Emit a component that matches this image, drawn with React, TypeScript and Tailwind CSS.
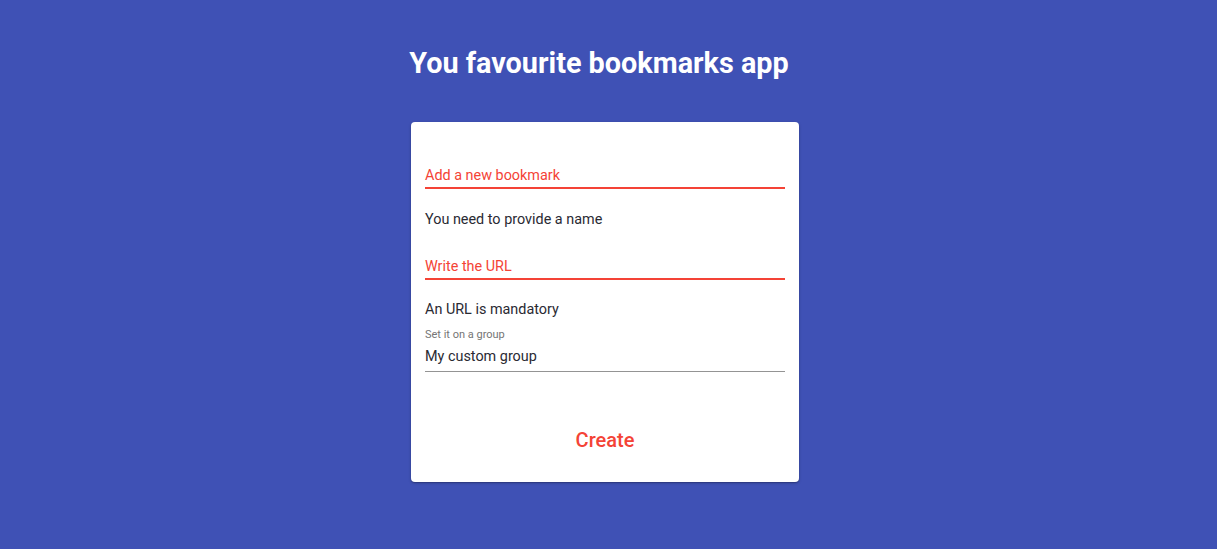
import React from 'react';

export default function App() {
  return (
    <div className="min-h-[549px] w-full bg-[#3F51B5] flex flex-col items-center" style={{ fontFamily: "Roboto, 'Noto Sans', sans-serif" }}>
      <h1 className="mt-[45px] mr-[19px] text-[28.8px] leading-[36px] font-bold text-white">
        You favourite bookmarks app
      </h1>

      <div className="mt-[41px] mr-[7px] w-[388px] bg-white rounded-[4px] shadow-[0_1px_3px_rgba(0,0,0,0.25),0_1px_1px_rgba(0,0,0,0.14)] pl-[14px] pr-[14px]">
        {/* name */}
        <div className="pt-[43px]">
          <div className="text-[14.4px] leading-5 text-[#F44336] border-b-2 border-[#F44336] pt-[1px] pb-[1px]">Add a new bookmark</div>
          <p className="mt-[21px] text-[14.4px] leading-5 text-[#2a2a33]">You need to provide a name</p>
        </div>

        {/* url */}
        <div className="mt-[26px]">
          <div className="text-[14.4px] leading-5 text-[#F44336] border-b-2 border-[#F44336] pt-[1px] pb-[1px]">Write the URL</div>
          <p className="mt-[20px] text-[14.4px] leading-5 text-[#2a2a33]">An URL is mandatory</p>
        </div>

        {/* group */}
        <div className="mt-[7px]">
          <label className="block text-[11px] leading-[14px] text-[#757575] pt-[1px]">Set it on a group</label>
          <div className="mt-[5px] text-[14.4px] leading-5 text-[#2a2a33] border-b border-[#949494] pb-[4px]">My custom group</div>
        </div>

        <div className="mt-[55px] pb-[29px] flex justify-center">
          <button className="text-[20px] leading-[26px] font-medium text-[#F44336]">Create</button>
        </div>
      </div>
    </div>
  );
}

────────────────────

== What you have to do ==
Where does the word "React" appear? Return each line that holds it.

== Result for this exercise ==
Emit a component that matches this image, drawn with React, TypeScript and Tailwind CSS.
import React from 'react';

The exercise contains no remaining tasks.